═════ Data segment ═════

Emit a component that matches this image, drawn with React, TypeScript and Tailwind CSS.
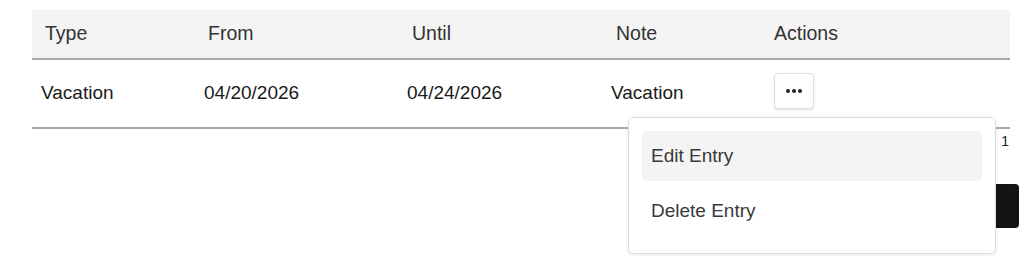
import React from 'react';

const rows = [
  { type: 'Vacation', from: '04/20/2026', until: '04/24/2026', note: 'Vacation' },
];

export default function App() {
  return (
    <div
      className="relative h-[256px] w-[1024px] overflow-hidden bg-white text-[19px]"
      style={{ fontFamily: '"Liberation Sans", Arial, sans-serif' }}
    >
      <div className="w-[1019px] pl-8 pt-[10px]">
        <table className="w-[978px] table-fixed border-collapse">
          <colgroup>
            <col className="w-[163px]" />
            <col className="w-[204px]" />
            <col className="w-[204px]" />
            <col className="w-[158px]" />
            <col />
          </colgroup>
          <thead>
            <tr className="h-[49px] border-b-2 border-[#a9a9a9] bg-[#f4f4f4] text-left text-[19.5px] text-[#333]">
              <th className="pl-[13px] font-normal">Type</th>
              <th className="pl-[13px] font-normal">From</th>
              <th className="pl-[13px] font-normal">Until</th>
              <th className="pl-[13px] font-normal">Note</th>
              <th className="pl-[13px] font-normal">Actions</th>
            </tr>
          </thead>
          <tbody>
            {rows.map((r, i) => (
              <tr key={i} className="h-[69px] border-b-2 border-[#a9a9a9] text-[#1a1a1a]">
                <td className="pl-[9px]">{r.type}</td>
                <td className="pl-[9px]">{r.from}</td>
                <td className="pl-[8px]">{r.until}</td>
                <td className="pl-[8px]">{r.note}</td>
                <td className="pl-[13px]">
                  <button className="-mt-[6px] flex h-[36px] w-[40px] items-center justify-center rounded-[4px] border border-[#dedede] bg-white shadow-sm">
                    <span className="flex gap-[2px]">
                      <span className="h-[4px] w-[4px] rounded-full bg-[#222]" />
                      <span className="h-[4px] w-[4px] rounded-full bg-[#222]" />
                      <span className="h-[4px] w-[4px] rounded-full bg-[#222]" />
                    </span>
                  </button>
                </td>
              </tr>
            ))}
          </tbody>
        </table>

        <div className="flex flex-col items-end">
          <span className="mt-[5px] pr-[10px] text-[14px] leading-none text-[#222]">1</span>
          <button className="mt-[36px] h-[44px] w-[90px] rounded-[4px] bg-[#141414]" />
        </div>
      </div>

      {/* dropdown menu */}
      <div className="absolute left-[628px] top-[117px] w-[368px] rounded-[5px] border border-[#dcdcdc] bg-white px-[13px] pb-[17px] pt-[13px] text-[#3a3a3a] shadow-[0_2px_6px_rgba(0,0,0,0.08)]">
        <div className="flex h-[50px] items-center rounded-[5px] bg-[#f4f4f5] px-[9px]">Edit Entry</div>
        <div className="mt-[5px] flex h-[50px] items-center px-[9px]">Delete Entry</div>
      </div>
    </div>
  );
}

═════

→ **What is asked**:
Give only the number of lines in the listing above that include the string "React".

→ **Result of this exercise**:
2